- [SOURCE MATERIAL]:
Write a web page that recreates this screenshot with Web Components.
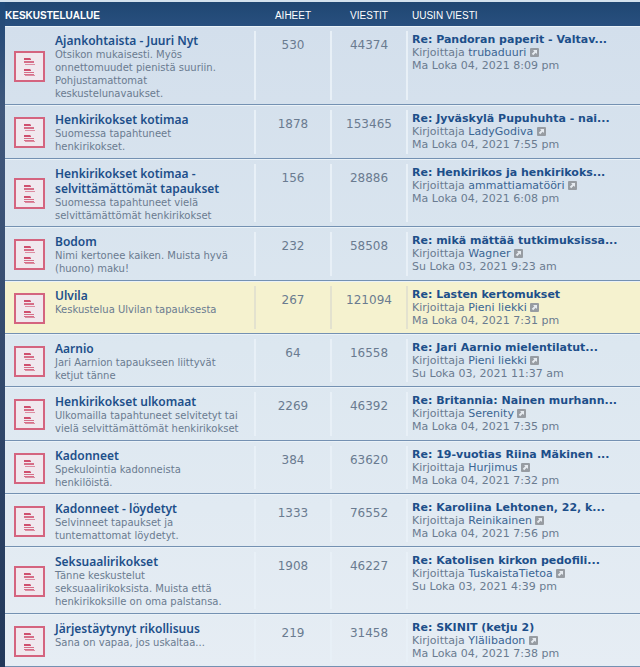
<!DOCTYPE html>
<html lang="fi">
<head>
<meta charset="utf-8">
<meta name="viewport" content="width=device-width, initial-scale=1">
<title>Keskustelualue</title>
<style>
  body {
    margin: 0;
    background-color: #e6eef5;
    font-family: "DejaVu Sans", Verdana, sans-serif;
    font-size: 11px;
    line-height: 13px;
    color: #6a7b90;
  }
</style>
</head>
<body>

<forum-list></forum-list>

<script>
const forums = [
  { title: "Ajankohtaista - Juuri Nyt", text: "Otsikon mukaisesti. Myös onnettomuudet pienistä suuriin. Pohjustamattomat keskustelunavaukset.", topics: 530, posts: 44374, last: "Re: Pandoran paperit - Valtav...", author: "trubaduuri", date: "Ma Loka 04, 2021 8:09 pm" },
  { title: "Henkirikokset kotimaa", text: "Suomessa tapahtuneet henkirikokset.", topics: 1878, posts: 153465, last: "Re: Jyväskylä Pupuhuhta - nai...", author: "LadyGodiva", date: "Ma Loka 04, 2021 7:55 pm" },
  { title: "Henkirikokset kotimaa - selvittämättömät tapaukset", text: "Suomessa tapahtuneet vielä selvittämättömät henkirikokset", topics: 156, posts: 28886, last: "Re: Henkirikos ja henkirikoks...", author: "ammattiamatööri", date: "Ma Loka 04, 2021 6:08 pm" },
  { title: "Bodom", text: "Nimi kertonee kaiken. Muista hyvä (huono) maku!", topics: 232, posts: 58508, last: "Re: mikä mättää tutkimuksissa...", author: "Wagner", date: "Su Loka 03, 2021 9:23 am" },
  { title: "Ulvila", text: "Keskustelua Ulvilan tapauksesta", topics: 267, posts: 121094, last: "Re: Lasten kertomukset", author: "Pieni liekki", date: "Ma Loka 04, 2021 7:31 pm", active: true },
  { title: "Aarnio", text: "Jari Aarnion tapaukseen liittyvät ketjut tänne", topics: 64, posts: 16558, last: "Re: Jari Aarnio mielentilatut...", author: "Pieni liekki", date: "Su Loka 03, 2021 11:37 am" },
  { title: "Henkirikokset ulkomaat", text: "Ulkomailla tapahtuneet selvitetyt tai vielä selvittämättömät henkirikokset", topics: 2269, posts: 46392, last: "Re: Britannia: Nainen murhann...", author: "Serenity", date: "Ma Loka 04, 2021 7:35 pm" },
  { title: "Kadonneet", text: "Spekulointia kadonneista henkilöistä.", topics: 384, posts: 63620, last: "Re: 19-vuotias Riina Mäkinen ...", author: "Hurjimus", date: "Ma Loka 04, 2021 7:32 pm" },
  { title: "Kadonneet - löydetyt", text: "Selvinneet tapaukset ja tuntemattomat löydetyt.", topics: 1333, posts: 76552, last: "Re: Karoliina Lehtonen, 22, k...", author: "Reinikainen", date: "Ma Loka 04, 2021 7:56 pm" },
  { title: "Seksuaalirikokset", text: "Tänne keskustelut seksuaalirikoksista. Muista että henkirikoksille on oma palstansa.", topics: 1908, posts: 46227, last: "Re: Katolisen kirkon pedofili...", author: "TuskaistaTietoa", date: "Su Loka 03, 2021 4:39 pm" },
  { title: "Järjestäytynyt rikollisuus", text: "Sana on vapaa, jos uskaltaa...", topics: 219, posts: 31458, last: "Re: SKINIT (ketju 2)", author: "Ylälibadon", date: "Ma Loka 04, 2021 7:38 pm" }
];

const iconTemplate = document.createElement("template");
iconTemplate.innerHTML = `
<style>
  :host {
    display: block;
    flex: none;
    width: 31px;
    height: 31px;
  }

  svg {
    display: block;
  }
</style>
<svg width="31" height="31" viewBox="0 0 31 31" aria-hidden="true">
  <rect x="1" y="1" width="29" height="29" fill="#f0e8ee" stroke="#d4647f" stroke-width="2"/>
  <g fill="#cf4f6e">
    <path d="M10 7h6l1 1v1h-7zM10 18h6l1 1v1h-7z"/>
    <path d="M10 10h10v2H10zM10 21h10v1H10zM10 23h10v1H10z" opacity=".8"/>
    <path d="M11 13h10v1H11zM11 24h10v1H11z" opacity=".6"/>
  </g>
</svg>
`;

class ForumIcon extends HTMLElement {
  connectedCallback() {
    this.attachShadow({ mode: "open" }).appendChild(iconTemplate.content.cloneNode(true));
  }
}

const infoTemplate = document.createElement("template");
infoTemplate.innerHTML = `
<style>
  :host {
    display: flex;
    align-items: center;
    gap: 10px;
    min-height: 41px;
  }

  .text {
    align-self: flex-start;
    font-size: 10px;
  }

  ::slotted(a) {
    display: block;
    font-family: "Noto Sans", "Open Sans", sans-serif;
    font-size: 12px;
    font-weight: 600;
    line-height: 15px;
    color: #1d4f8a;
    text-decoration: none;
  }

  ::slotted(a:hover) {
    text-decoration: underline;
  }
</style>
<forum-icon></forum-icon>
<div class="text">
  <slot name="title"></slot>
  <slot></slot>
</div>
`;

class ForumInfo extends HTMLElement {
  connectedCallback() {
    this.attachShadow({ mode: "open" }).appendChild(infoTemplate.content.cloneNode(true));
  }
}

const lastPostTemplate = document.createElement("template");
lastPostTemplate.innerHTML = `
<style>
  :host {
    display: block;
    white-space: nowrap;
  }

  ::slotted(a) {
    color: #3a6593;
    text-decoration: none;
  }

  ::slotted(a[slot="subject"]) {
    display: block;
    font-weight: bold;
    color: #1d4f8a;
  }

  ::slotted(a:hover) {
    text-decoration: underline;
  }

  svg {
    vertical-align: -1px;
  }
</style>
<slot name="subject"></slot>
<div>Kirjoittaja <slot name="author"></slot>
  <a href="#" aria-label="Näytä uusin viesti"><svg width="9" height="9" viewBox="0 0 9 9" aria-hidden="true">
    <rect width="9" height="9" rx="1" fill="#979ca2"/>
    <path d="M3 2h4v4L5.700 4.700 3.200 7.200 1.800 5.800 4.300 3.300z" fill="#e6ebf0"/>
  </svg></a>
</div>
<slot name="date"></slot>
`;

class LastPost extends HTMLElement {
  connectedCallback() {
    this.attachShadow({ mode: "open" }).appendChild(lastPostTemplate.content.cloneNode(true));
  }
}

const listTemplate = document.createElement("template");
listTemplate.innerHTML = `
<style>
  :host {
    display: block;
    border-top: 2px solid #d3e2ee;
  }

  .forabg {
    padding-left: 5px;
    background: linear-gradient(#1f4a78 0, #264b78 24px, #41587c 110px, #22385a 100%);
  }

  table {
    width: 100%;
    min-height: calc(100vh - 2px);
    border-collapse: separate;
    border-spacing: 0;
    table-layout: fixed;
  }

  .count {
    width: 76px;
  }

  .last {
    width: 234px;
  }

  thead {
    background: linear-gradient(#1f4772, #284f7e);
  }

  th {
    height: 24px;
    padding: 3px 0 0;
    font-family: "Liberation Sans", Arial, sans-serif;
    font-size: 10px;
    font-weight: normal;
    line-height: 12px;
    color: #fff;
    text-align: center;
    text-transform: uppercase;
    box-sizing: border-box;
  }

  th:first-child {
    font-weight: bold;
    text-align: left;
  }

  th.last {
    padding-left: 6px;
    text-align: left;
  }

  tbody {
    background: linear-gradient(#d3dfec, #dce7f0 50%, #e6edf4);
  }

  td {
    --divider: #e8f0f7;
    padding: 6px 0 4px;
    border-top: 1px solid #eaf2f8;
    border-bottom: 1px solid #7491b2;
    vertical-align: top;
    background: linear-gradient(var(--divider), var(--divider)) left center / 2px calc(100% - 8px) no-repeat;
  }

  td:first-child {
    padding-left: 9px;
    padding-right: 14px;
    background: none;
  }

  th.count,
  td.count {
    padding-left: 2px;
    box-sizing: border-box;
  }

  td.count {
    padding-top: 11px;
    font-size: 12px;
    line-height: 14px;
    text-align: center;
  }

  td.last {
    padding-left: 6px;
  }

  tr.active td {
    --divider: #e3e2cf;
    background-color: #f5f2cf;
  }
</style>
<div class="forabg">
  <table>
    <thead>
      <tr>
        <th scope="col">Keskustelualue</th>
        <th scope="col" class="count">Aiheet</th>
        <th scope="col" class="count">Viestit</th>
        <th scope="col" class="last">Uusin viesti</th>
      </tr>
    </thead>
    <tbody></tbody>
  </table>
</div>
`;

class ForumList extends HTMLElement {
  connectedCallback() {
    const shadowRoot = this.attachShadow({ mode: "open" });
    shadowRoot.appendChild(listTemplate.content.cloneNode(true));
    shadowRoot.querySelector("tbody").innerHTML = forums.map((forum) => `
      <tr class="${forum.active ? "active" : ""}">
        <td><forum-info><a slot="title" href="#">${forum.title}</a>${forum.text}</forum-info></td>
        <td class="count">${forum.topics}</td>
        <td class="count">${forum.posts}</td>
        <td class="last">
          <last-post>
            <a slot="subject" href="#">${forum.last}</a>
            <a slot="author" href="#">${forum.author}</a>
            <span slot="date">${forum.date}</span>
          </last-post>
        </td>
      </tr>`).join("");
  }
}

customElements.define("forum-icon", ForumIcon);
customElements.define("forum-info", ForumInfo);
customElements.define("last-post", LastPost);
customElements.define("forum-list", ForumList);
</script>
</body>
</html>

- [TASK DETAILS]:
Pictures stay out. Repeat only the lines from the beginning of the data through the line that has "<forum-list></forum-list>".

- [WRITTEN RESPONSE]:
Write a web page that recreates this screenshot with Web Components.
<!DOCTYPE html>
<html lang="fi">
<head>
<meta charset="utf-8">
<meta name="viewport" content="width=device-width, initial-scale=1">
<title>Keskustelualue</title>
<style>
  body {
    margin: 0;
    background-color: #e6eef5;
    font-family: "DejaVu Sans", Verdana, sans-serif;
    font-size: 11px;
    line-height: 13px;
    color: #6a7b90;
  }
</style>
</head>
<body>

<forum-list></forum-list>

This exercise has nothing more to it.